Despite the development of third-generation sequencing techniques that
allow the sequencing of the full-length of 16S rRNA genes and provide a
higher taxonomic resolution
(Johnson
et al., 2019; Matsuo et al., 2021), amplicon sequencing of shorter
segments remains the most accessible method for the identification of
microbial communities. Amplicon sequencing data continues to grow
exponentially in sequence archives
(Jurburg,
Konzack, Eisenhauer, & Heintz-Buschart, 2020), representing an
important data resource for future research, and has already provided
important insights into the abundance of prokaryotes (e.g.,
(Louca,
Mazel, Doebeli, & Parfrey, 2019)).
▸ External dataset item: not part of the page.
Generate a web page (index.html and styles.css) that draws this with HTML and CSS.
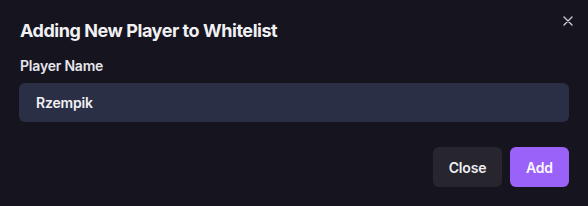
FILE: index.html
```html
<!DOCTYPE html>
<html>
<head>
<meta charset="utf-8">
<link rel="stylesheet" href="styles.css">
</head>
<body>
<div class="modal">
  <button class="close-x" aria-label="Close">
    <svg width="10" height="10" viewBox="0 0 10 10"><path d="M1 1L9 9M9 1L1 9" stroke="#c9c9d1" stroke-width="1.4" stroke-linecap="round"/></svg>
  </button>
  <h2 class="title">Adding New Player to Whitelist</h2>
  <label class="label">Player Name</label>
  <div class="input">Rzempik</div>
  <div class="actions">
    <button class="btn btn-close">Close</button>
    <button class="btn btn-add">Add</button>
  </div>
</div>
</body>
</html>
```
FILE: styles.css
```css
html, body { margin: 0; padding: 0; background: #16151f; }
body { width: 588px; height: 206px; overflow: hidden; font-family: Inter, "Noto Sans", sans-serif; color: #ececf1; }
.modal { position: relative; padding: 19px 19px 0 19px; display: flex; flex-direction: column; }
.close-x { position: absolute; top: 16px; right: 15px; background: none; border: 0; padding: 0; width: 10px; height: 10px; display: flex; }
.title { margin: 0 0 0 1px; font-size: 18px; font-weight: 700; line-height: 24px; letter-spacing: -0.45px; color: #f1f1f4; }
.label { margin: 14px 0 0 1px; font-size: 14px; font-weight: 600; line-height: 18px; letter-spacing: -0.2px; color: #e6e6ec; }
.input { margin-top: 8px; height: 39px; border-radius: 6px; background: #2a2f45; font-size: 14px; font-weight: 600; line-height: 39px; padding-left: 17px; letter-spacing: -0.2px; color: #f1f1f5; }
.actions { display: flex; justify-content: flex-end; gap: 8px; margin-top: 25px; }
.btn { border: 0; height: 40px; border-radius: 6px; font-family: inherit; font-size: 14px; font-weight: 600; letter-spacing: -0.2px; color: #eeeef2; padding: 0; }
.btn-close { width: 69px; background: #27262f; }
.btn-add { width: 59px; background: #9b62fa; color: #fbf8ff; }
```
A wealth of literature describes
the limitations and biases of amplicon sequencing, including the impact
of amplification
(Brooks
et al., 2015; Schloss, Gevers, & Westcott, 2011), bioinformatics
processing
(Kang,
Deng, Crielaard, & Brandt, 2021; Marizzoni et al., 2020; Prodan et al.,
2020), and hypervariable region
(Bukin
et al., 2019; Tremblay et al., 2015; Yang, Wang, & Qian, 2016; Yu,
García-González, Schanbacher, & Morrison, 2008) on the resulting
microbial diversity data.
Critically, while the positive impact of full 16S rRNA gene sequences on
taxonomic assignment has been well documented
(Curry
et al., 2022; Johnson et al., 2019), the extent to which short read
lengths (i.e., <200 base pairs) are able to recover
higher-level taxonomic assignments and ecological patterns has received
little attention. Understanding the opportunities and limitations of
shorter 16S rRNA gene read lengths is essential, especially for the
reuse of rapidly growing sequence data archives
(Jurburg
et al., 2020). Read truncation is a common practice that removes
lower-quality read ends (e.g.,
(Ben
J Callahan, Sankaran, Fukuyama, McMurdie, & Holmes, 2016)). Most
bioinformatics workflows aim to maximize read length, however, allowing
shorter read lengths can improve the comparability of sequences across
datasets, allowing for re-analyses that target the identical 16S rRNA
gene region and avoid biases that emerge from sequencing different, but
overlapping target regions
(Bukin
et al., 2019; Tremblay et al., 2015; Yang et al., 2016; Yu et al.,
2008), or from differential read lengths. Characterizing the impact of
shorter read lengths on 16S rRNA gene-based ecological assessments may
also serve for the integration of data from diverse platforms that
produce a range of sequence lengths (e.g., from full gene sequencing
with Nanopore to 150 bp with single-ended sequencing in HiSeq).
To examine the effect of sequence length on microbial diversity
estimates, three datasets from disturbed soil, water, and animal
microbiomes sequenced using the same primer set and sequencing platform
across a gradient of read lengths were reprocessed. It was hypothesized
that 1) shorter reads would result in a higher percentage of
unclassified ASVs and 2) lower richness estimates, but that 3) the
relationship between disturbed and undisturbed samples in each
environment would still be detectable.